The question is -- is converting this fixture into a plug in lamp as simple as taking a heavy gague cord+plug, and connecting white to white and black to black? Are there any safety concerns with doing this? Clearly, I don't want to burn my house down just to save a couple of bucks. On the other hand, it would be a great way to put an unused fixture back into productivity.

Thanks in advance

MechanicalDVR 07-07-2007 10:50 AM

Use sj cord with a stress relief plug attached through the knockout hole that the power entered and attach the ground wire from the cord to the metal housing with a small bolt and nut. And yeah black to black and white to white.

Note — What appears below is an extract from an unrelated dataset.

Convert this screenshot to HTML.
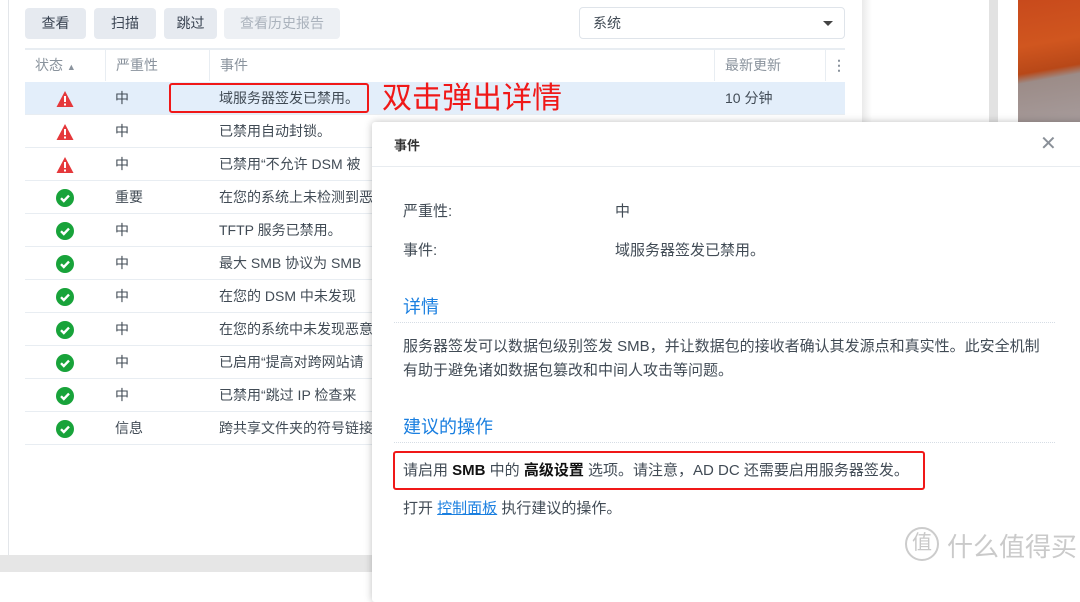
<!DOCTYPE html>
<html><head><meta charset="utf-8"><style>
*{margin:0;padding:0;box-sizing:border-box}
body{width:1080px;height:572px;overflow:hidden;position:relative;background:#fff;font-family:"Liberation Sans","Noto Sans CJK SC",sans-serif;font-size:14px;color:#414b55}
.a{position:absolute;white-space:nowrap}
.btn{position:absolute;top:8px;height:31px;background:#e6eaf0;border-radius:4px;line-height:31px;text-align:center;font-size:14px;color:#3a4452}
.row{position:absolute;left:25px;width:820px;height:33px;border-bottom:1px solid #e8edf2;line-height:32px}
.row span{position:absolute;white-space:nowrap}
.ic{position:absolute;left:31px;top:8px;width:18px;height:18px}
.hd{position:absolute;top:49px;height:32px;line-height:32px;color:#8a939d;border-right:1px solid #e8edf2;padding-left:10px}
.dl{position:absolute;left:394px;width:661px;border-top:1px dotted #d6dde5}
.dg{font-size:15px}
</style></head><body>
<div class="a" style="left:0;top:0;width:9px;height:572px;background:#fff;border-right:1px solid #e3e6ea"></div>
<div class="a" style="left:0;top:555px;width:380px;height:17px;background:#e6e6e6"></div>
<div class="a" style="left:862px;top:0;width:10px;height:125px;background:linear-gradient(90deg,#eaeaea,#fff)"></div>
<div class="a" style="left:989px;top:0;width:9px;height:125px;background:#e2e2e2"></div>
<div class="a" style="left:1018px;top:0;width:62px;height:125px;background:linear-gradient(170deg,#c84a1c 0%,#d0561f 35%,#b84818 55%,#9c8c88 62%,#a79c9c 100%)"></div>

<div class="btn" style="left:25px;width:61px">查看</div>
<div class="btn" style="left:94px;width:62px">扫描</div>
<div class="btn" style="left:164px;width:53px">跳过</div>
<div class="btn" style="left:224px;width:116px;color:#aab2bc;background:#edf0f4">查看历史报告</div>
<div class="a" style="left:579px;top:7px;width:266px;height:32px;border:1px solid #dfe4ea;border-radius:4px;line-height:30px;padding-left:13px;color:#414b55">系统<div class="a" style="right:11px;top:13px;border-left:5px solid transparent;border-right:5px solid transparent;border-top:5px solid #444"></div></div>

<div class="a" style="left:25px;top:48px;width:820px;border-top:2px solid #e8edf2"></div>
<div class="hd" style="left:25px;width:81px">状态 <span style="font-size:9px">▲</span></div>
<div class="hd" style="left:106px;width:104px">严重性</div>
<div class="hd" style="left:210px;width:505px">事件</div>
<div class="hd" style="left:715px;width:111px">最新更新</div>
<div class="hd" style="left:826px;width:19px;border:none;padding-left:6px;font-weight:bold">⋮</div>

<div class="row" style="top:82px;background:#e3eefa"><svg class="ic" viewBox="0 0 18 18"><path d="M9 1L17.5 17H.5z" fill="#e5383b"/><rect x="8" y="6" width="2" height="6" fill="#fff"/><rect x="8" y="13.5" width="2" height="2" fill="#fff"/></svg><span style="left:90px">中</span><span style="left:194px">域服务器签发已禁用。</span><span style="left:700px">10 分钟</span></div>
<div class="row" style="top:115px"><svg class="ic" viewBox="0 0 18 18"><path d="M9 1L17.5 17H.5z" fill="#e5383b"/><rect x="8" y="6" width="2" height="6" fill="#fff"/><rect x="8" y="13.5" width="2" height="2" fill="#fff"/></svg><span style="left:90px">中</span><span style="left:194px">已禁用自动封锁。</span></div>
<div class="row" style="top:148px"><svg class="ic" viewBox="0 0 18 18"><path d="M9 1L17.5 17H.5z" fill="#e5383b"/><rect x="8" y="6" width="2" height="6" fill="#fff"/><rect x="8" y="13.5" width="2" height="2" fill="#fff"/></svg><span style="left:90px">中</span><span style="left:194px">已禁用“不允许 DSM 被</span></div>
<div class="row" style="top:181px"><svg class="ic" viewBox="0 0 18 18"><circle cx="9" cy="9" r="9" fill="#18a33a"/><path d="M5 9.2l2.8 2.8 5.2-5.4" stroke="#fff" stroke-width="2.4" fill="none"/></svg><span style="left:90px">重要</span><span style="left:194px">在您的系统上未检测到恶</span></div>
<div class="row" style="top:214px"><svg class="ic" viewBox="0 0 18 18"><circle cx="9" cy="9" r="9" fill="#18a33a"/><path d="M5 9.2l2.8 2.8 5.2-5.4" stroke="#fff" stroke-width="2.4" fill="none"/></svg><span style="left:90px">中</span><span style="left:194px">TFTP 服务已禁用。</span></div>
<div class="row" style="top:247px"><svg class="ic" viewBox="0 0 18 18"><circle cx="9" cy="9" r="9" fill="#18a33a"/><path d="M5 9.2l2.8 2.8 5.2-5.4" stroke="#fff" stroke-width="2.4" fill="none"/></svg><span style="left:90px">中</span><span style="left:194px">最大 SMB 协议为 SMB</span></div>
<div class="row" style="top:280px"><svg class="ic" viewBox="0 0 18 18"><circle cx="9" cy="9" r="9" fill="#18a33a"/><path d="M5 9.2l2.8 2.8 5.2-5.4" stroke="#fff" stroke-width="2.4" fill="none"/></svg><span style="left:90px">中</span><span style="left:194px">在您的 DSM 中未发现</span></div>
<div class="row" style="top:313px"><svg class="ic" viewBox="0 0 18 18"><circle cx="9" cy="9" r="9" fill="#18a33a"/><path d="M5 9.2l2.8 2.8 5.2-5.4" stroke="#fff" stroke-width="2.4" fill="none"/></svg><span style="left:90px">中</span><span style="left:194px">在您的系统中未发现恶意</span></div>
<div class="row" style="top:346px"><svg class="ic" viewBox="0 0 18 18"><circle cx="9" cy="9" r="9" fill="#18a33a"/><path d="M5 9.2l2.8 2.8 5.2-5.4" stroke="#fff" stroke-width="2.4" fill="none"/></svg><span style="left:90px">中</span><span style="left:194px">已启用“提高对跨网站请</span></div>
<div class="row" style="top:379px"><svg class="ic" viewBox="0 0 18 18"><circle cx="9" cy="9" r="9" fill="#18a33a"/><path d="M5 9.2l2.8 2.8 5.2-5.4" stroke="#fff" stroke-width="2.4" fill="none"/></svg><span style="left:90px">中</span><span style="left:194px">已禁用“跳过 IP 检查来</span></div>
<div class="row" style="top:412px"><svg class="ic" viewBox="0 0 18 18"><circle cx="9" cy="9" r="9" fill="#18a33a"/><path d="M5 9.2l2.8 2.8 5.2-5.4" stroke="#fff" stroke-width="2.4" fill="none"/></svg><span style="left:90px">信息</span><span style="left:194px">跨共享文件夹的符号链接</span></div>

<div class="a" style="left:169px;top:83px;width:200px;height:30px;border:2px solid #f01818;border-radius:3px"></div>
<div class="a" style="left:382px;top:80px;font-size:30px;line-height:38px;color:#f01818">双击弹出详情</div>

<div class="a" style="left:372px;top:122px;width:720px;height:480px;background:#fff;border-radius:3px;box-shadow:0 0 8px rgba(0,0,0,.25)"></div>
<div class="a" style="left:394px;top:135px;font-size:13px;font-weight:bold;color:#333">事件</div>
<div class="a" style="left:1040px;top:131px;font-size:20px;color:#8a9098">✕</div>
<div class="a" style="left:372px;top:166px;width:708px;border-top:1px solid #e8ecf0"></div>
<div class="a dg" style="left:403px;top:200px">严重性:</div><div class="a dg" style="left:615px;top:200px">中</div>
<div class="a dg" style="left:403px;top:239px">事件:</div><div class="a dg" style="left:615px;top:239px">域服务器签发已禁用。</div>
<div class="a" style="left:403px;top:293px;font-size:18px;color:#1a7fe0">详情</div>
<div class="dl" style="top:322px"></div>
<div class="a dg" style="left:403px;top:335px;line-height:24px">服务器签发可以数据包级别签发 SMB，并让数据包的接收者确认其发源点和真实性。此安全机制<br>有助于避免诸如数据包篡改和中间人攻击等问题。</div>
<div class="a" style="left:403px;top:413px;font-size:18px;color:#1a7fe0">建议的操作</div>
<div class="dl" style="top:442px"></div>
<div class="a" style="left:393px;top:451px;width:532px;height:39px;border:2px solid #f01818;border-radius:3px"></div>
<div class="a dg" style="left:403px;top:459px">请启用 <b style="color:#111">SMB</b> 中的 <b style="color:#111">高级设置</b> 选项。请注意，AD DC 还需要启用服务器签发。</div>
<div class="a dg" style="left:403px;top:497px">打开 <span style="color:#1a7fe0;text-decoration:underline">控制面板</span> 执行建议的操作。</div>
<div class="a" style="left:905px;top:527px;width:34px;height:34px;border:2px solid #ccc;border-radius:50%;color:#c8c8c8;font-size:20px;text-align:center;line-height:29px">值</div>
<div class="a" style="left:947px;top:527px;font-size:26px;color:#cacaca">什么值得买</div>
</body></html>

MinConst 07-07-2007 09:37 PM

Don't forget to use wire nuts on the connections and tape them also. Be sure the cord is protected where it exits the lamp housing and run the cord's ground to the metal chassis of the fixture.

MechanicalDVR 07-07-2007 10:34 PM

Quote:

Originally Posted by MinConst (Post 52054)
Don't forget to use wire nuts on the connections and tape them also. Be sure the cord is protected where it exits the lamp housing and run the cord's ground to the metal chassis of the fixture.

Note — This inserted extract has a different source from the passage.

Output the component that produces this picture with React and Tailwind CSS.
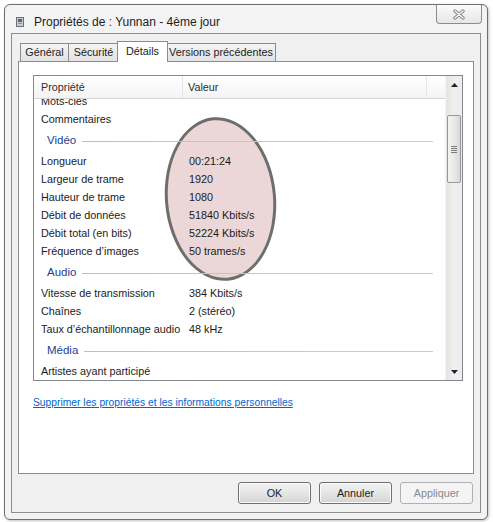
import React from 'react'

const items = [
  { name: 'Mots-clés', value: '' },
  { name: 'Commentaires', value: '' },
  { group: 'Vidéo' },
  { name: 'Longueur', value: '00:21:24' },
  { name: 'Largeur de trame', value: '1920' },
  { name: 'Hauteur de trame', value: '1080' },
  { name: 'Débit de données', value: '51840 Kbits/s' },
  { name: 'Débit total (en bits)', value: '52224 Kbits/s' },
  { name: 'Fréquence d’images', value: '50 trames/s' },
  { group: 'Audio' },
  { name: 'Vitesse de transmission', value: '384 Kbits/s' },
  { name: 'Chaînes', value: '2 (stéréo)' },
  { name: 'Taux d’échantillonnage audio', value: '48 kHz' },
  { group: 'Média' },
  { name: 'Artistes ayant participé', value: '' },
]

const Row = ({ item }) => {
  if (item.group) {
    return (
      <div className="relative z-10 h-[24px] flex items-center pl-[13px] pr-[12px] pt-[2px]">
        <span className="text-[#253d8f] text-[11.5px]">{item.group}</span>
        <div className="flex-1 h-px ml-[6px] bg-gradient-to-r from-[#b7c0cc] to-[#c7ced8]" />
      </div>
    )
  }
  return (
    <div className="relative z-10 h-[18px] flex items-center text-[#1b1b1b]">
      <div className="w-[149px] pl-[7px] whitespace-nowrap">{item.name}</div>
      <div className="pl-[6px] whitespace-nowrap">{item.value}</div>
    </div>
  )
}

const Tab = ({ label, className }) => (
  <div
    className={`h-[18px] mt-[2px] flex items-center justify-center border-t border-[#898c95] bg-gradient-to-b from-[#f4f4f4] to-[#e2e2e2] text-[#222] ${className}`}
  >
    {label}
  </div>
)

const Button = ({ label, disabled }) => (
  <div
    className={
      disabled
        ? 'w-[73px] h-[22px] rounded-[3px] border border-[#adb2b5] bg-[#f4f4f4] flex items-center justify-center text-[#8a8a8a]'
        : 'w-[73px] h-[22px] rounded-[3px] border border-[#707070] bg-gradient-to-b from-[#f2f2f2] via-[#e6e6e6] to-[#d3d3d3] shadow-[inset_0_0_0_1px_#fcfcfc] flex items-center justify-center text-[#1b1b1b]'
    }
  >
    {label}
  </div>
)

export default function App() {
  return (
    <div className="w-[493px] h-[522px] bg-white pt-[4px] pl-[4px] font-['Liberation_Sans',Arial,sans-serif] text-[10.8px] overflow-hidden">
      {/* fenêtre */}
      <div className="w-[484px] h-[516px] flex flex-col rounded-[6px] border border-[#6f6f6f] bg-[#f3f3f3] shadow-[1px_1px_3px_rgba(0,0,0,0.25)]">
        {/* barre de titre */}
        <div className="h-[28px] flex items-start">
          <div className="flex items-center pl-[11px] pt-[8px]">
            <svg width="8" height="10" viewBox="0 0 8 10">
              <rect x="0.5" y="0.5" width="7" height="9" fill="#c9cdd2" stroke="#6d7179" />
              <rect x="2" y="2" width="4" height="3" fill="#5d6570" />
              <rect x="2" y="6" width="4" height="1" fill="#8a9099" />
            </svg>
            <span className="ml-[10px] text-[12px] text-[#1e1e1e]">Propriétés de : Yunnan - 4ème jour</span>
          </div>
          <div className="ml-auto mr-[5px] w-[46px] h-[19px] rounded-b-[4px] border border-t-0 border-[#8d8d8d] bg-gradient-to-b from-[#fbfbfb] to-[#e6e6e6] flex items-center justify-center">
            <svg width="14" height="11" viewBox="0 0 14 11">
              <path d="M3 2 L11 9 M11 2 L3 9" stroke="#8a8a8a" strokeWidth="3.4" strokeLinecap="round" />
              <path d="M3 2 L11 9 M11 2 L3 9" stroke="#f6f6f6" strokeWidth="1.4" strokeLinecap="round" />
            </svg>
          </div>
        </div>

        {/* zone cliente */}
        <div className="mx-[6px] mb-[6px] flex-1 border border-[#8e8e8e] bg-[#f0f0f0] flex flex-col">
          <div className="ml-[6px] mt-[7px] w-[456px]">
            {/* onglets */}
            <div className="flex h-[20px] pl-[2px] items-start">
              <Tab label="Général" className="w-[49px] border-l border-r" />
              <Tab label="Sécurité" className="w-[50px] border-r" />
              <div className="relative z-10 -ml-[2px] w-[51px] h-[21px] border border-b-0 border-[#898c95] bg-white flex items-center justify-center pb-[2px] text-[#1b1b1b]">
                Détails
              </div>
              <Tab label="Versions précédentes" className="-ml-[2px] w-[110px] border-l border-r" />
            </div>

            {/* panneau */}
            <div className="h-[413px] border border-[#898c95] bg-white pl-[14px] pt-[13px]">
              <div className="w-[430px] h-[306px] border border-[#828790] flex">
                <div className="flex-1 flex flex-col">
                  {/* en-tête */}
                  <div className="h-[23px] flex border-b border-[#d5d5d5] bg-gradient-to-b from-white to-[#f3f4f6] text-[#2e2e2e]">
                    <div className="w-[149px] pl-[7px] flex items-center border-r border-[#e3e5e8]">Propriété</div>
                    <div className="w-[244px] pl-[5px] flex items-center border-r border-[#e3e5e8]">Valeur</div>
                  </div>
                  {/* contenu */}
                  <div className="relative flex-1 overflow-hidden">
                    <div className="absolute left-[131px] top-[18px] w-[111px] h-[164px] rounded-[50%] border-[3px] border-[#6e6e6e] bg-[#ebd7d7] rotate-[-5deg] pointer-events-none" />
                    <div className="-mt-[7px]">
                      {items.map((item, i) => (
                        <Row key={i} item={item} />
                      ))}
                    </div>
                  </div>
                </div>
                {/* barre de défilement */}
                <div className="w-[17px] flex flex-col bg-gradient-to-r from-[#e4e4e4] via-[#efefef] to-[#ececec] border-l border-[#f4f4f4]">
                  <div className="h-[17px] flex items-center justify-center">
                    <svg width="7" height="4" viewBox="0 0 7 4">
                      <path d="M0 4 L3.5 0 L7 4 Z" fill="#222" />
                    </svg>
                  </div>
                  <div className="mt-[22px] mx-[1px] h-[68px] rounded-[2px] border border-[#979797] bg-gradient-to-r from-[#f3f3f3] via-[#e9e9e9] to-[#d8d8d8] flex flex-col items-center justify-center gap-[1px]">
                    <div className="w-[6px] h-px bg-[#7a7a7a]" />
                    <div className="w-[6px] h-px bg-[#7a7a7a]" />
                    <div className="w-[6px] h-px bg-[#7a7a7a]" />
                    <div className="w-[6px] h-px bg-[#7a7a7a]" />
                  </div>
                  <div className="mt-auto h-[17px] flex items-center justify-center">
                    <svg width="7" height="4" viewBox="0 0 7 4">
                      <path d="M0 0 L3.5 4 L7 0 Z" fill="#222" />
                    </svg>
                  </div>
                </div>
              </div>
              <div className="mt-[14px] text-[10.3px] text-[#0066cc] underline">
                Supprimer les propriétés et les informations personnelles
              </div>
            </div>
          </div>

          {/* boutons */}
          <div className="mt-[8px] pr-[7px] flex justify-end gap-[8px]">
            <Button label="OK" />
            <Button label="Annuler" />
            <Button label="Appliquer" disabled />
          </div>
        </div>
      </div>
    </div>
  )
}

Why tape wire nuts? If they are installed properly that is kind of a waste of time and tape.

MinConst 07-08-2007 07:37 AM

Quote:

Originally Posted by MechanicalDVR (Post 52059)
Why tape wire nuts? If they are installed properly that is kind of a waste of time and tape.

I see it as an added form of safety. I have seen wirenuts come loose from vibration, hot - cold cycles. The cost of tape is nothing compared to the cost of a fire.

ron schenker 07-08-2007 09:25 AM

Quote:

Originally Posted by MinConst (Post 52091)
I see it as an added form of safety. I have seen wirenuts come loose from vibration, hot - cold cycles. The cost of tape is nothing compared to the cost of a fire.

I agree, however most electricians don't do this. I feel better when I do:)

terrynistler 07-08-2007 12:40 PM

A properly installed wirenut does not need taping nor does doing so add any safety. IMO and the manufacturers opinion. An improperly installed wirenut also does not benefit from taping you are just hiding the improper install under tape.

RobertUI 01-31-2008 03:30 PM

so is there no need to carry the ground wire of a hardwired lamp to a 3 prong plug then? i ask b/c i would like to change a pendant lamp that i purchased to a plug in type.

junkcollector 01-31-2008 03:55 PM

Quote:

Originally Posted by terrynistler (Post 52121)
A properly installed wirenut does not need taping nor does doing so add any safety. IMO and the manufacturers opinion. An improperly installed wirenut also does not benefit from taping you are just hiding the improper install under tape.

Exactly. When I see taped wirenuts, it suggests the work may be unreliable. Usually I pull the tape off and the wirenut comes with it.

Quote:

Originally Posted by RobertUI (Post 93859)
so is there no need to carry the ground wire of a hardwired lamp to a 3 prong plug then? i ask b/c i would like to change a pendant lamp that i purchased to a plug in type.

If the lighting fixture has a ground screw or provisions for grounding, you are required to use a 3 wire cord with a three prong plug. The green wire of the cord goes to the ground screw.